"Trend is your friend" is a famous saying, but what are market trends and how can they be recognized and exploited to create effective trading strategies?
In this article, we'll answer these and many other questions to give you practical advice that can seriously affect the outcome of your trading strategies.
A trend is a general tendency towards a particular value. Market trends are the tendency of prices to shift in a certain direction. These trends can be evaluated in order to predict future market behavior and develop trading strategies.
As we'll see, a trend can be identified by analyzing its highs and lows and can take several directions.
Based on the type of trend, we can have three macro market categories:
Trending: These are markets with pronounced and prolonged trends. In this type of market, there are often prolonged increases or decreases in prices along rising (uptrend) or falling (downtrend) lines. These are markets that rarely trend sideways (such as commodities) and are suitable for trading using trend-following strategies.
Counter-trend: These are markets with strong mean-reverting features. In these markets, we often find trend reversals within predefined time intervals. The movement is mostly zigzagged, as opposed to linear, and the market is much more liquid (such as Bund and S&P500). These markets are well suited for counter-trend strategies.

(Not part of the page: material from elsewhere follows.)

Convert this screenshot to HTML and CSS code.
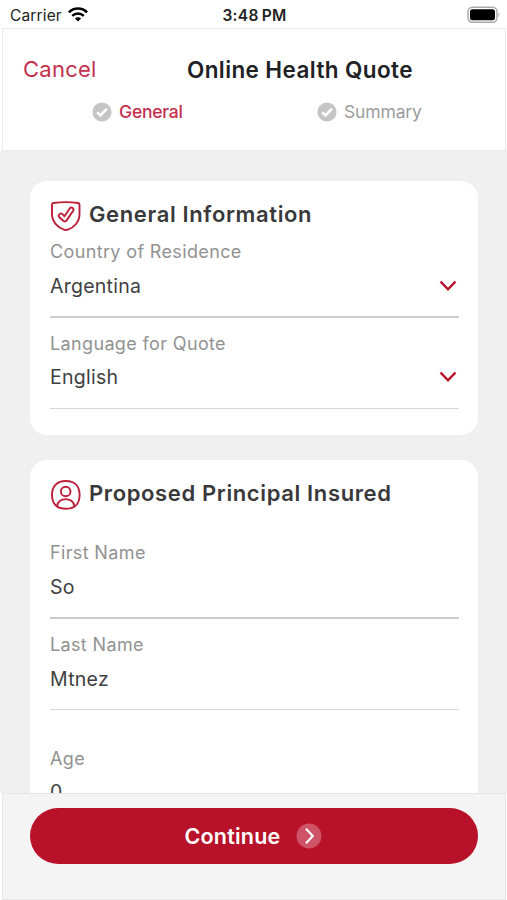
FILE: index.html
```html
<!DOCTYPE html>
<html lang="en">
<head>
<meta charset="utf-8">
<title>Online Health Quote</title>
<link rel="stylesheet" href="styles.css">
</head>
<body>
<div class="status">
  <div class="carrier"><span>Carrier</span>
    <svg class="wifi" width="20" height="15" viewBox="0 0 20 15" fill="none" stroke="#000" stroke-width="2.5"><path d="M.9 5.4C6 .3 14 .3 19.1 5.4M4.2 8.8C7.600 5.600 12.400 5.600 15.800 8.800"/><path d="M10 14.500 6.900 11.400C8.500 9.800 11.500 9.800 13.100 11.400Z" fill="#000" stroke="none"/></svg>
  </div>
  <span class="clock">3:48<i></i>PM</span>
  <svg class="battery" width="34" height="18" viewBox="0 0 34 18"><rect x="1" y="1.200" width="29" height="15" rx="4.500" fill="#fff" stroke="#aaa" stroke-width="1.500"/><rect x="3" y="3.200" width="25" height="11" rx="2.500"/><path d="M31.500 6.500Q33.500 8.700 31.500 11Z" fill="#aaa"/></svg>
</div>
<header class="header">
  <div class="titlebar"><span class="cancel">Cancel</span><h1>Online Health Quote</h1></div>
  <nav class="steps">
    <div class="step active"><svg width="20" height="20" viewBox="0 0 20 20"><circle cx="10" cy="10" r="9.600" fill="#c5c5c5"/><path d="M5.200 10.400 8.400 13.400 15 6.700" fill="none" stroke="#fff" stroke-width="2.600"/></svg><span>General</span></div>
    <div class="step"><svg width="20" height="20" viewBox="0 0 20 20"><circle cx="10" cy="10" r="9.600" fill="#c5c5c5"/><path d="M5.200 10.400 8.400 13.400 15 6.700" fill="none" stroke="#fff" stroke-width="2.600"/></svg><span>Summary</span></div>
  </nav>
</header>
<main class="content">
  <section class="card first">
    <div class="heading"><svg width="30" height="30" viewBox="0 0 30 30" fill="none" stroke="#bd1e3a" stroke-width="1.900" stroke-linejoin="round"><path d="M1 3.500Q1 2.200 2.500 2Q15 .2 27 2Q28.500 2.200 28.500 3.500V13C28.500 21 23 26.500 17 28.600Q15 29.300 13 28.600C7 26.500 1 21 1 13Z"/><path d="M8.200 13.500Q9.800 11.500 11.500 13.200L13.500 15.300 18.500 7.700Q20 5.700 21.700 7Q23.200 8.200 22 10L15.600 19.400Q13.900 21.500 12.100 19.700L8.200 16Q7 14.800 8.200 13.500Z"/></svg><h2>General Information</h2></div>
    <div class="field"><label>Country of Residence</label><div class="value"><span>Argentina</span><svg class="chevron" width="18" height="12" viewBox="0 0 18 12"><path d="M1.500 1.500 9 9.300 16.500 1.500" fill="none" stroke="#b5122b" stroke-width="2.500"/></svg></div></div>
    <div class="field thin"><label>Language for Quote</label><div class="value"><span>English</span><svg class="chevron" width="18" height="12" viewBox="0 0 18 12"><path d="M1.500 1.500 9 9.300 16.500 1.500" fill="none" stroke="#b5122b" stroke-width="2.500"/></svg></div></div>
  </section>
  <section class="card second">
    <div class="heading"><svg width="30" height="30" viewBox="0 0 30 30" fill="none" stroke="#bd1e3a" stroke-width="1.900"><path d="M14.800 1C23.500 1 28.600 6.100 28.600 15S23.500 28.800 14.800 28.800 1 23.900 1 15 6.100 1 14.800 1Z"/><circle cx="14.700" cy="11.500" r="4.800"/><path d="M6.200 26C6.800 16.800 22.600 16.800 23.200 26"/></svg><h2>Proposed Principal Insured</h2></div>
    <div class="field"><label>First Name</label><div class="value"><span>So</span></div></div>
    <div class="field thin"><label>Last Name</label><div class="value"><span>Mtnez</span></div></div>
    <div class="field age"><label>Age</label><div class="value"><span>0</span></div></div>
  </section>
</main>
<footer class="footer">
  <button class="continue"><span>Continue</span><svg width="26" height="26" viewBox="0 0 26 26"><circle cx="13" cy="13" r="12.500" fill="#cf5367"/><path d="M10 5.800 16.800 13 10 20.200" fill="none" stroke="#fff" stroke-width="2.200"/></svg></button>
</footer>
</body>
</html>
```
FILE: styles.css
```css
* { box-sizing: border-box; }
body {
  margin: 0;
  width: 507px;
  height: 900px;
  overflow: hidden;
  display: flex;
  flex-direction: column;
  background: #fff;
  font-family: Inter, "Liberation Sans", sans-serif;
  color: #404042;
}
h1, h2 { margin: 0; font-weight: 600; white-space: nowrap; }
svg { display: block; flex: none; }

.status {
  height: 28px;
  flex: none;
  display: grid;
  grid-template-columns: 1fr auto 1fr;
  align-items: center;
  padding: 1px 8px 0 10px;
  color: #222;
  font-size: 15.5px;
}
.carrier { display: flex; align-items: center; gap: 6px; letter-spacing: .15px; }
.carrier span, .clock { padding-top: 1px; }
.clock { font-weight: 600; letter-spacing: .3px; }
.clock i { display: inline-block; width: 3px; }
.battery { justify-self: end; margin-right: -2px; }

.header {
  height: 123px;
  flex: none;
  margin: 0 1px 0 2px;
  border: 1px solid #e9e9e9;
  padding-top: 21px;
}
.titlebar { display: flex; align-items: center; height: 38px; padding-left: 20px; }
.cancel { width: 164px; flex: none; font-size: 22px; letter-spacing: .25px; color: #c43050; }
h1 { font-size: 22.5px; letter-spacing: .4px; color: #202124; }
.steps { display: flex; height: 47px; align-items: center; padding-left: 89px; }
.step { flex: none; display: flex; align-items: center; gap: 7px; font-size: 17.5px; letter-spacing: -.15px; color: #9c9c9c; }
.step.active { width: 225px; color: #c43050; font-weight: 500; letter-spacing: -.2px; }

.content {
  flex: 1;
  min-height: 0;
  overflow: hidden;
  background: #f0f0f0;
  padding: 30px 29px 0 30px;
}
.card { background: #fff; border-radius: 17px; padding: 16px 19px 0 20px; }
.first { height: 254px; margin-bottom: 25px; }
.second { height: 400px; }
.heading { display: flex; height: 43px; gap: 8px; padding: 4px 0 0 1px; }
.heading h2 { font-size: 22px; line-height: 26px; letter-spacing: .63px; color: #39393b; }
.second .heading { height: 65px; }
.field { height: 78px; border-bottom: 2px solid #ccc; margin-bottom: 14px; }
.field.thin { height: 77px; border-bottom: 1px solid #d8d8d8; }
.field label { display: block; font-size: 18px; line-height: 24px; letter-spacing: .36px; color: #929292; }
.value { display: flex; justify-content: space-between; align-items: center; height: 30px; margin-top: 7px; padding-right: 2.5px; font-size: 19.5px; letter-spacing: .25px; }
.field.thin .value { margin-top: 6px; }
.second .field.thin .value { margin-top: 7px; }
.age { margin-top: 37px; }
.age .value { margin-top: 6px; }

.footer {
  height: 107px;
  flex: none;
  margin: 0 1px 0 2px;
  border: 1px solid #e5e5e7;
  background: #f4f4f4;
  padding: 14px 27px 0;
}
.continue {
  width: 448px;
  height: 56px;
  border: 0;
  border-radius: 28px;
  padding: 0 7px 0 6px;
  background: #b71229;
  color: #fff;
  display: flex;
  align-items: center;
  justify-content: center;
  gap: 16px;
  font: 600 21.5px Inter, "Liberation Sans", sans-serif;
  letter-spacing: .2px;
}
```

Volatile: These markets are characterized by sharp, fast movements and rapid price rebounds.
To verify the presence of a trend, it's necessary to analyze, based on a precise logic, the high/low price levels of a market.
Contrary to popular belief, a trend can move in one of three directions:
Uptrend, if highs and lows are increasing
Downtrend, if highs and lows are decreasing
Sideways trend, if highs and lows are consistent or horizontal.

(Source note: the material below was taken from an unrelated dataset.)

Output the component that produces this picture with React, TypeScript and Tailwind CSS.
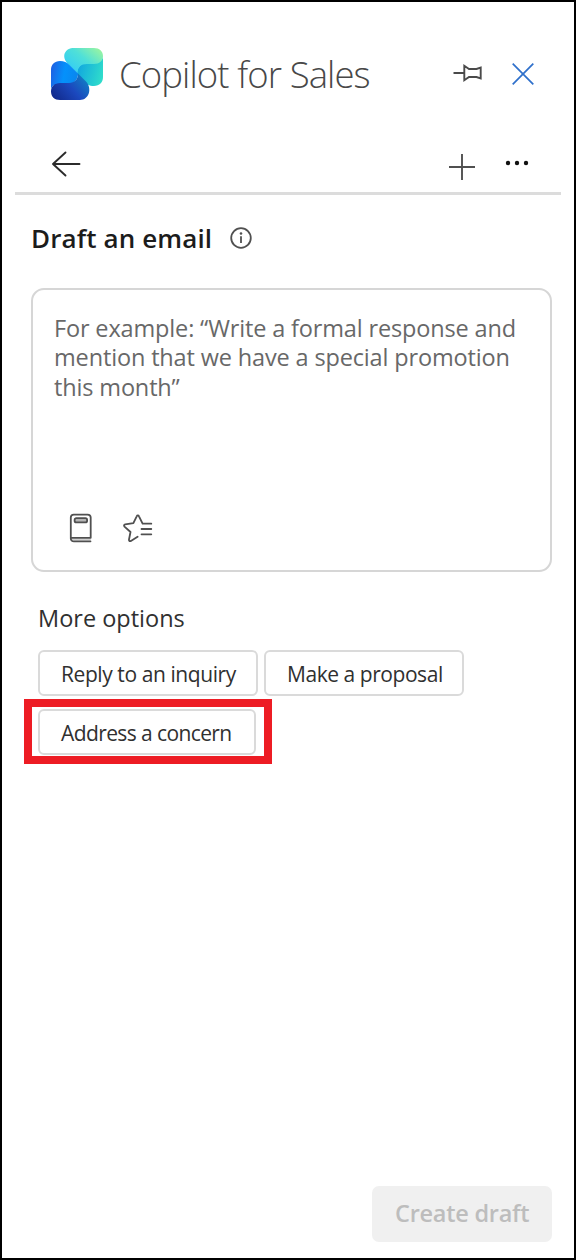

A trend can be long, medium, short, or very short-term. Long-term trends are classified as ‘primary trends,’ medium-term are ‘secondary’, and short-term trends are ‘tertiary’.

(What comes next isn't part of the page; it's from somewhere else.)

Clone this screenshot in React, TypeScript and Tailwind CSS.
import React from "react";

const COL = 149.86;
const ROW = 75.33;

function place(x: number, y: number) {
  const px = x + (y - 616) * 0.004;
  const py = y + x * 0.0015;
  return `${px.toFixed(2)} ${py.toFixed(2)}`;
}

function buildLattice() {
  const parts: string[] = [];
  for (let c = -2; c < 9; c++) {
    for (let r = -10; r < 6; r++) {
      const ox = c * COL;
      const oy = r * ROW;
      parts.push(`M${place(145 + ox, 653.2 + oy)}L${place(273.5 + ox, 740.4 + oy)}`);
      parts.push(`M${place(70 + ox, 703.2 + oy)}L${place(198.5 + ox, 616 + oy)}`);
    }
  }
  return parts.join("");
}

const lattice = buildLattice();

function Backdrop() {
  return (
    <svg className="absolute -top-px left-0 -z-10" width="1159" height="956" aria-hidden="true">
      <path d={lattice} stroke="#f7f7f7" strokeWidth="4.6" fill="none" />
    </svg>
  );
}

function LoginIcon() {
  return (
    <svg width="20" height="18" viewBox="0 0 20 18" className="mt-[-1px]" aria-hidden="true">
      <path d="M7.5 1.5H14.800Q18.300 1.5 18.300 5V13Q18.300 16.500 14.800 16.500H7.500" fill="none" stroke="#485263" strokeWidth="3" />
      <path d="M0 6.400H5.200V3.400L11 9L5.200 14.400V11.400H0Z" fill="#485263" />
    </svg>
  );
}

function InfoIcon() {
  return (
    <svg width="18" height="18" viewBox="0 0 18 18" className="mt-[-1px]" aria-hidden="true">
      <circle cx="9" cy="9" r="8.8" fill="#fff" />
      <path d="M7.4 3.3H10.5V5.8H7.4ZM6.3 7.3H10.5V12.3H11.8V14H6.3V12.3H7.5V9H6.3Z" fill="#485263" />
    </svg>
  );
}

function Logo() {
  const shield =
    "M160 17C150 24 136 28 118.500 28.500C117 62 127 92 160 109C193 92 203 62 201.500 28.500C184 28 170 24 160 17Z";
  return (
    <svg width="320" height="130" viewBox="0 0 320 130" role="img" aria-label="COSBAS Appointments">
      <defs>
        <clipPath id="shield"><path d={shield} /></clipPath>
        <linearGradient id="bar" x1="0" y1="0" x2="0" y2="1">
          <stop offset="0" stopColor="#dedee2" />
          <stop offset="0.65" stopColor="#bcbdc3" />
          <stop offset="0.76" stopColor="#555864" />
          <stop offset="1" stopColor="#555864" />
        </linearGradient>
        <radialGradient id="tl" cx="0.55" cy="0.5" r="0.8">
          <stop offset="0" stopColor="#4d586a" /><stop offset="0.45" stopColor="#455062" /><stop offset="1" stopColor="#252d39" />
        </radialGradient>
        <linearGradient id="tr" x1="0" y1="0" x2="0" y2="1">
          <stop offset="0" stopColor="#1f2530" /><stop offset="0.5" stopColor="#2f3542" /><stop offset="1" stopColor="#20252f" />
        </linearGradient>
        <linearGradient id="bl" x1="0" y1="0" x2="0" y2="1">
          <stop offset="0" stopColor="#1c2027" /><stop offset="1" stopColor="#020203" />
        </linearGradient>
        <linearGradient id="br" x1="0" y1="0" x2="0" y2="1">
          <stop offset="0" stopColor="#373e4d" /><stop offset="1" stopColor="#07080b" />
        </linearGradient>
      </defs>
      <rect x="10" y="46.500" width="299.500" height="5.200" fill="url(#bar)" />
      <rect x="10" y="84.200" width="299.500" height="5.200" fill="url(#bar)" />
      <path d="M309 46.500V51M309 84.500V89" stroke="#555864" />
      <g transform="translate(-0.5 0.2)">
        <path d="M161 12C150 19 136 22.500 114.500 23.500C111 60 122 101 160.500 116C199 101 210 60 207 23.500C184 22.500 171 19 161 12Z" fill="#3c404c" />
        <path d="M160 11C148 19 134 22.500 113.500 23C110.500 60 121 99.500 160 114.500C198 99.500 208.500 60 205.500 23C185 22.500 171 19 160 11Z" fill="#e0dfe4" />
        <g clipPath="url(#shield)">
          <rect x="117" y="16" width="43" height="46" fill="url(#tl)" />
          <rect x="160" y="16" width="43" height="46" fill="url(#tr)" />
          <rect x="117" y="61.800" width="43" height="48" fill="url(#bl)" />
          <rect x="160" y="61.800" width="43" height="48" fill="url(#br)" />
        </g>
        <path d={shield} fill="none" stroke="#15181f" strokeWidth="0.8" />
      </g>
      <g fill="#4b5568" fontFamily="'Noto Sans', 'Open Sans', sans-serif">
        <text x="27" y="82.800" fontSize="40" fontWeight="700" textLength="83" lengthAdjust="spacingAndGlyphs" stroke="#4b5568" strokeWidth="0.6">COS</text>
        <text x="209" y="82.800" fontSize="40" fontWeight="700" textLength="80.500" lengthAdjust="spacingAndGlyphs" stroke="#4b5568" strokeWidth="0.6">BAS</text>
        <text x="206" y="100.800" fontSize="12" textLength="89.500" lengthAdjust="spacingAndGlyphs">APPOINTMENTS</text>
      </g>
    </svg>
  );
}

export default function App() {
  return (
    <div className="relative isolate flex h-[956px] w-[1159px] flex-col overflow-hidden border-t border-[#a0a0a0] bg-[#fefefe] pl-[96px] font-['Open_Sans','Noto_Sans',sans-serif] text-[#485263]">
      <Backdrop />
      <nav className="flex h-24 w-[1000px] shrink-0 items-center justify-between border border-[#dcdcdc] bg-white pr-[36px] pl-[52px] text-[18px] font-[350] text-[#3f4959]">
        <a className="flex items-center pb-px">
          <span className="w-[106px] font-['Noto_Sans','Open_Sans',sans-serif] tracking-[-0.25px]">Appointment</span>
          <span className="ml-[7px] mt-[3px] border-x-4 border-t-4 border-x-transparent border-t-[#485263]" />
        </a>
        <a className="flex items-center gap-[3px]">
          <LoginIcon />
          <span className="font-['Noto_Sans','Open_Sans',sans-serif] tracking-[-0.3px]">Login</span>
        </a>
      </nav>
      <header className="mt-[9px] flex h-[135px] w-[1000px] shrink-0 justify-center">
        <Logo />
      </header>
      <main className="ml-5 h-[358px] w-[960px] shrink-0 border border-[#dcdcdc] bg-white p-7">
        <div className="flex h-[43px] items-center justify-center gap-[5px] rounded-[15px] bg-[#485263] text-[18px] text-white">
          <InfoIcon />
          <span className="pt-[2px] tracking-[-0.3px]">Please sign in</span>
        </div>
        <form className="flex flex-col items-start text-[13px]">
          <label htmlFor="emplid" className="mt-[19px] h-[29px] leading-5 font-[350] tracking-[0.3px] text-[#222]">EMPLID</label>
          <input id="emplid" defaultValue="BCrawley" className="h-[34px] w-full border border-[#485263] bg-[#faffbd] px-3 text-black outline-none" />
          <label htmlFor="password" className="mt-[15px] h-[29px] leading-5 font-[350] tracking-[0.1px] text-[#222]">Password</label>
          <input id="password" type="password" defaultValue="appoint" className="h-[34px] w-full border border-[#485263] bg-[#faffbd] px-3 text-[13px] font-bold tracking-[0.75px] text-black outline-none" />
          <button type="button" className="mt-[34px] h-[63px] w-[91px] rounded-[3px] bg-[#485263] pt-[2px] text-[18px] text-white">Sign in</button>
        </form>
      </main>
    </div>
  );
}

It's important to keep this concept in mind because the same market price can manifest multiple simultaneous trends when analyzed at different time horizons.
Let's look at an example.
Suppose that over 3 years the market price we're monitoring has steadily increased. In this case, the primary trend is undoubtedly bullish (uptrend). In the 3 years, however, there may have been months when there was a secondary bearish trend (downtrend) and days when there were alternating bullish and bearish tertiary trends.
To better explain this concept, the metaphor of a tree is often used where the primary trend is the whole plant, the secondary trend is the branches, and the tertiary trend is the leaves, each with its own direction.
Among the most widely used tools in trading to check the presence, strength, and direction of trends are indicators, which are instruments specifically used in technical analysis to examine price trends.
Here are some useful indicators for assessing market trends:
Simple moving average
Exponential moving average
Among these indicators, the 100-day and 50-day simple moving averages are undoubtedly the most widely used. These are two lines that - as the name suggests - indicate the average price value at 50 and 100 days. The use of these lines is very simple: if the average at 50 days intersects the average at 100 days from above, then there is a potential bullish trend; conversely, if the intersection occurs from below, then it could mean that the trend is reversing, so it would be better to exit the position.
Other widely used technical analysis instruments are continuation and reversal patterns, and so-called channel breaking, which can be useful especially for markets with mean-reverting features.
It should be pointed out that the use of indicators provides no mathematical certainty because, as we know, it's impossible to predict the future.
Although indicators are typically associated with discretionary trading, they also find use in systematic trading, where they can be used both as entry triggers and as operational filters.
To learn more about how to use indicators in systematic trading, check out this article: Indicators in Trading – What They Are and How to Use Them.
Contrary to what you may think, a trend doesn't develop only for economic reasons. Indeed, there are some factors that we might call "social" that can influence the life of trends.
The three most common factors are:
Herd effect: Many traders tend to ride a trend when many traders are already trading it. This reinforces and prolongs the trend.
The need for validation: Many investors buy assets that are already performing well or sell those that are experiencing declines. This causes trends (bullish/bearish/sideways) to develop further.
Risk management: Those with a low-risk profile tend to sell in downtrend markets (also due to stop losses) and buy in uptrend markets, affecting the persistence of the trend. Conversely, those with a higher risk profile tend to move in the opposite direction, leading to the development of counter-trend movements.
Trend identification and analysis are the basis of any trading strategy. Indeed, the characteristics of trends and asset price movements are what determine the nature of different financial markets.
This is why knowing how to recognize a trend is so important.
It is only by thoroughly understanding what market trends are, how they develop, and how they can be intercepted that you will be able to build trading strategies that are truly effective and suitable for the market you want to trade.